→ **COLLECTED MATERIAL**
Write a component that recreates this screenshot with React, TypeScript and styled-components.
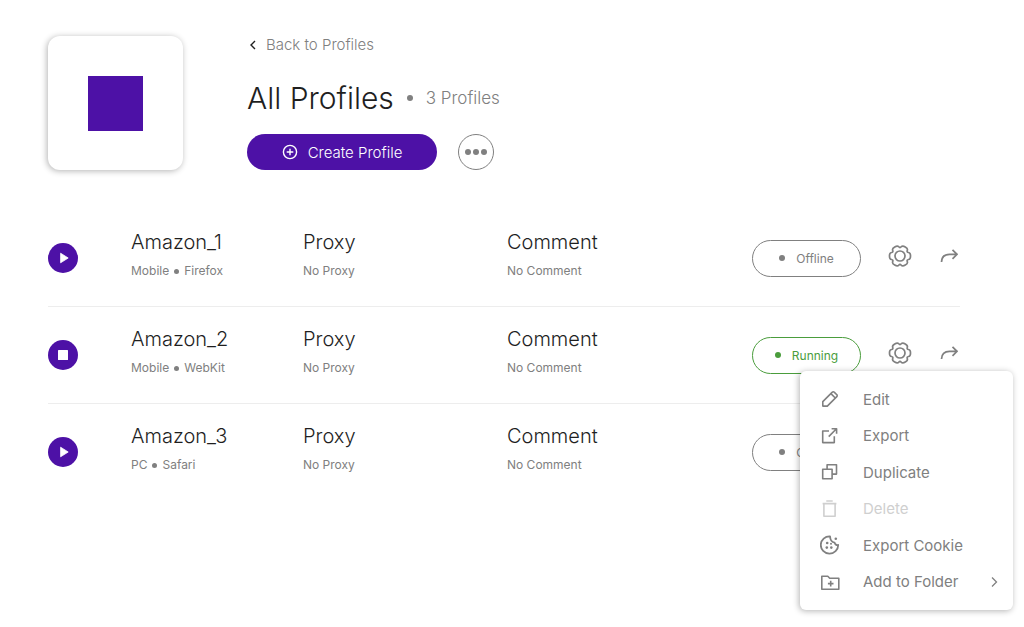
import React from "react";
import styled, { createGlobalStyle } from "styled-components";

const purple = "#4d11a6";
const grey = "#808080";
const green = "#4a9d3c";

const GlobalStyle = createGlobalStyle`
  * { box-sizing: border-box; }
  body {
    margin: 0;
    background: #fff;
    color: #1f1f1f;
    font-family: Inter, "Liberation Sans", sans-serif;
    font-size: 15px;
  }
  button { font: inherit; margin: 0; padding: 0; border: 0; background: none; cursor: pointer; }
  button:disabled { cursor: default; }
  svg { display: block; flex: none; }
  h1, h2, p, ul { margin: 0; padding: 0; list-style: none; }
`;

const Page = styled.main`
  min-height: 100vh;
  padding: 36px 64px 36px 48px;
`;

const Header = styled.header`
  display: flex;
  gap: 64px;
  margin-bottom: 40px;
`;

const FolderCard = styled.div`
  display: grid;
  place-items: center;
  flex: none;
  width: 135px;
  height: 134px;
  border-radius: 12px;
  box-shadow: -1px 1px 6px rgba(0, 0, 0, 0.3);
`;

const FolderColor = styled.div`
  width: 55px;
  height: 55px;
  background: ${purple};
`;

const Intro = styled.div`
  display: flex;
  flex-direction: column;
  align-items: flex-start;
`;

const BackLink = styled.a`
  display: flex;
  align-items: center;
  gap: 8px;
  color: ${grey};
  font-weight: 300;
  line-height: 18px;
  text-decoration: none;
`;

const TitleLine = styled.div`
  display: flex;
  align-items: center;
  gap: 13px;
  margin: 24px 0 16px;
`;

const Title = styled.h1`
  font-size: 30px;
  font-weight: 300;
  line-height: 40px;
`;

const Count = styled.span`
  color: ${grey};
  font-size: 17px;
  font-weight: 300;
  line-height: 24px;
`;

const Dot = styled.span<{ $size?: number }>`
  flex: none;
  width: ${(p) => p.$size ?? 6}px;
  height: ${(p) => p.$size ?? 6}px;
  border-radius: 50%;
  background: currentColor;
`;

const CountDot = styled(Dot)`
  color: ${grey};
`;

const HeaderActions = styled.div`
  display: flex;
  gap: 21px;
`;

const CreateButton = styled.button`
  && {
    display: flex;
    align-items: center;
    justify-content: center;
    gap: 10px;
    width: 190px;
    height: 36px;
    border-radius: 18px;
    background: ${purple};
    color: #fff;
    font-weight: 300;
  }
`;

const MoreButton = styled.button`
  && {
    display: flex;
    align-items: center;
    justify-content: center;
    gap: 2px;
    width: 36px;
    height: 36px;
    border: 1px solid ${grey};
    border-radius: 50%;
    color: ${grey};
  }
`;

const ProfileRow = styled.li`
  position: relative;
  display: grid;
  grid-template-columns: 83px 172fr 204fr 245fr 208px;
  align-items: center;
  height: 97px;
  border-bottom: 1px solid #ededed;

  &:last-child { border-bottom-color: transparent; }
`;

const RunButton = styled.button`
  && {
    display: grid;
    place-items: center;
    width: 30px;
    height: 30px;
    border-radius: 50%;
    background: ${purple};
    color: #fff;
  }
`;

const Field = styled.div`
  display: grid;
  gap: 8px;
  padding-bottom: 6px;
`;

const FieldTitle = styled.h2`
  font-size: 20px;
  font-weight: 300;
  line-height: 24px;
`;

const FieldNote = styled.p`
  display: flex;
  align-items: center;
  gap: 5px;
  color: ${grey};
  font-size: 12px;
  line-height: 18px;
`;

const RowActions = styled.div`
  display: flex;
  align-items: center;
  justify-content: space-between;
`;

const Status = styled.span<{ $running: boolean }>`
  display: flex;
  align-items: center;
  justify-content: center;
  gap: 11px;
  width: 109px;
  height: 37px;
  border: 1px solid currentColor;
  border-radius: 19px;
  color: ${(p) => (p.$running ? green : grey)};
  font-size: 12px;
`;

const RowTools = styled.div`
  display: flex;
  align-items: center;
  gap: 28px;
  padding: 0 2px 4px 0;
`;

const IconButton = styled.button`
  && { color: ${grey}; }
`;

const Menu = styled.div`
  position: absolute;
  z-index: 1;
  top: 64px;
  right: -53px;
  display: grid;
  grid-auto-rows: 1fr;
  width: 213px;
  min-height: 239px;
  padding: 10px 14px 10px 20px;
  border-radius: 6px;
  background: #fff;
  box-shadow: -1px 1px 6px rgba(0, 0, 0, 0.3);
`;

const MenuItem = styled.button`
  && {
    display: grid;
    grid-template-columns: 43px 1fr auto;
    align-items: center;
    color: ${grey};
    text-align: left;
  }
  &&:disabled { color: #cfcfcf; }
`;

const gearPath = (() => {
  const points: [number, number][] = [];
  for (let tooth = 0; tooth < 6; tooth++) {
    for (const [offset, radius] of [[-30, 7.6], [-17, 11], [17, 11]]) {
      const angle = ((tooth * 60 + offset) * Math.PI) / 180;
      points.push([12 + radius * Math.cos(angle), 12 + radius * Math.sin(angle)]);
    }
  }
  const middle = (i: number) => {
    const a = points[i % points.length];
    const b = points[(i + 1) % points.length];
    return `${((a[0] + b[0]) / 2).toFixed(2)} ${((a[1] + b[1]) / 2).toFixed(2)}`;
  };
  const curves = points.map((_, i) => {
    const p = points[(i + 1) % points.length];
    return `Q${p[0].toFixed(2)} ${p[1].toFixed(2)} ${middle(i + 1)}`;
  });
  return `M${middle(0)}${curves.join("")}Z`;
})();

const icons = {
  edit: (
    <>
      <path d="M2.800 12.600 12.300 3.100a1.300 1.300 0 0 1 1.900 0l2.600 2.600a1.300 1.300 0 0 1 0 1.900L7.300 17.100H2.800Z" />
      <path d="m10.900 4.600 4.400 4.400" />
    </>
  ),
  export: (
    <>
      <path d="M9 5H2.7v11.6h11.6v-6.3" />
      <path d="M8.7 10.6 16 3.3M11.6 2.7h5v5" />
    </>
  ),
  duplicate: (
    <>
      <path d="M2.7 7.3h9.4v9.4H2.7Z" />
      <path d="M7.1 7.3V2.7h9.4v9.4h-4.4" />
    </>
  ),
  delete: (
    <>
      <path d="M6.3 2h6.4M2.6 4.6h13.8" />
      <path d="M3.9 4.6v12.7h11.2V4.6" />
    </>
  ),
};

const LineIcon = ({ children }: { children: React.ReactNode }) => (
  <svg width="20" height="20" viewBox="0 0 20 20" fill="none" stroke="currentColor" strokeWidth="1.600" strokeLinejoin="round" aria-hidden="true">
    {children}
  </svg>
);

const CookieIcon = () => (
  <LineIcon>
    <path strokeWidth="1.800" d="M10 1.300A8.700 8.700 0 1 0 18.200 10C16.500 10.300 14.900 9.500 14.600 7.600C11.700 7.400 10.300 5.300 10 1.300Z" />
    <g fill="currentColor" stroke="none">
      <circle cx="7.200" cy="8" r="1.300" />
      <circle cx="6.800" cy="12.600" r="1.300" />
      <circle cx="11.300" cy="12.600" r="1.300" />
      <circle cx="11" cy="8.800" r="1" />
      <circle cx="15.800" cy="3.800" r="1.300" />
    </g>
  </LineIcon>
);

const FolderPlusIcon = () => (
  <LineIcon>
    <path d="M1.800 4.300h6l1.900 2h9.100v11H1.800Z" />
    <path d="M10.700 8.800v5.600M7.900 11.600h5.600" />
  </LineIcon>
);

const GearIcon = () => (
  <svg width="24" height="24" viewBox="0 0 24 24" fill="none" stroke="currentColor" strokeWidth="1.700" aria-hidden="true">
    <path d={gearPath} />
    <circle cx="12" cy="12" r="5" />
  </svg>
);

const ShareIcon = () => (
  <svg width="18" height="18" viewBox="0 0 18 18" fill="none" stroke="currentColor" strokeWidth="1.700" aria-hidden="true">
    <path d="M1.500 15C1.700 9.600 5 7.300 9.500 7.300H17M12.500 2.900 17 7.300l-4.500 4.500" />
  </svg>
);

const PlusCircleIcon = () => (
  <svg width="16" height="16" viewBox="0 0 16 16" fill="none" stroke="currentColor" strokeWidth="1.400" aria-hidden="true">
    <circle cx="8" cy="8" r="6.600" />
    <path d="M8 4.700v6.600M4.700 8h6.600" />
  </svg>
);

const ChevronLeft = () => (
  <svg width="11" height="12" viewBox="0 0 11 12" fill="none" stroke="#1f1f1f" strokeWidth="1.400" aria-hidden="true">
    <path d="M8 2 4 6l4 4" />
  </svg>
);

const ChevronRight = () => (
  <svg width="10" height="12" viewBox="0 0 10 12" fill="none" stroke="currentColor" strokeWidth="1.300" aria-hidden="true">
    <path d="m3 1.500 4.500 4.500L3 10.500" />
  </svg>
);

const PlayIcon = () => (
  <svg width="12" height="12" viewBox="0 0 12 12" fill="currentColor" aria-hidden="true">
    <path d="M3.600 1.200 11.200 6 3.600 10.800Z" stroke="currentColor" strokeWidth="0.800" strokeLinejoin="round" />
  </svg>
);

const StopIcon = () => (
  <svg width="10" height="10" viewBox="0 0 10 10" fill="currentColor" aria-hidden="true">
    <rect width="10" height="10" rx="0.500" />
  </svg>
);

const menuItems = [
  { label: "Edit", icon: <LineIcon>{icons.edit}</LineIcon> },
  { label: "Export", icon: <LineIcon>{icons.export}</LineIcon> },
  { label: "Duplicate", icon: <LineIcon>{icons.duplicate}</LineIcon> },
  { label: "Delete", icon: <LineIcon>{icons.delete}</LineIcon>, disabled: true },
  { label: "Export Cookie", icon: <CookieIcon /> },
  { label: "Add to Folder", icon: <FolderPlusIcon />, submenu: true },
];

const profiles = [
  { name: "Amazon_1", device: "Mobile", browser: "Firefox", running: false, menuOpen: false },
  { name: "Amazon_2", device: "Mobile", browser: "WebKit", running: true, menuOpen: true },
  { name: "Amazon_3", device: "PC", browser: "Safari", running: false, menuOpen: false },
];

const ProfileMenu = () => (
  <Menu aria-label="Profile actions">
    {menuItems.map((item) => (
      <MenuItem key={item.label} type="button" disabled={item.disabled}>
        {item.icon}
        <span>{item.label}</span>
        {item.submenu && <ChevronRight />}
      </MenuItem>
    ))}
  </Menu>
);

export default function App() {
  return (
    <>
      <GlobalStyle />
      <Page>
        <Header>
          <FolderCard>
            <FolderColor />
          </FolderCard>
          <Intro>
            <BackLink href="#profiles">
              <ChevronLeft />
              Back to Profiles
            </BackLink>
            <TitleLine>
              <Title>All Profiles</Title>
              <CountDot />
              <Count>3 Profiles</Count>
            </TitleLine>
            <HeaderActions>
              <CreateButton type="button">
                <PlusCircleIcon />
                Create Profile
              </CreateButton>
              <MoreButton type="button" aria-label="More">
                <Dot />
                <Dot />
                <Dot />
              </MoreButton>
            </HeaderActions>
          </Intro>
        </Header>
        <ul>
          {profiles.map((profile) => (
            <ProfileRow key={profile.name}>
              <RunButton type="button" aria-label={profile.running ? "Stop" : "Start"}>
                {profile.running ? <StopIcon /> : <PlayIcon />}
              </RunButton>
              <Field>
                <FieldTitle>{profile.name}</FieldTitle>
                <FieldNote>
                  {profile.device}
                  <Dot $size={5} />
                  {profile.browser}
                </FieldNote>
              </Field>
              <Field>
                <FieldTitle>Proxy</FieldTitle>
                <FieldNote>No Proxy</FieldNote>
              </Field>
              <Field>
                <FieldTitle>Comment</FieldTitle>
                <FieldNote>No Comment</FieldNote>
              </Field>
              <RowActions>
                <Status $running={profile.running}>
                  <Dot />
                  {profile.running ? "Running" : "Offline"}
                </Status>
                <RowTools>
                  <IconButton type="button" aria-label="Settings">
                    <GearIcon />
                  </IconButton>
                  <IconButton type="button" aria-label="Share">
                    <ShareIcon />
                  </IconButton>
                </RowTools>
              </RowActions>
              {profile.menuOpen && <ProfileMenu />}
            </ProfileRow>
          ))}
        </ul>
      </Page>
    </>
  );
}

→ **TASK PROMPT**
Return each line of the listing that holds the string "React".

→ **RESPONSE TO THIS TASK**
Write a component that recreates this screenshot with React, TypeScript and styled-components.
import React from "react";
const LineIcon = ({ children }: { children: React.ReactNode }) => (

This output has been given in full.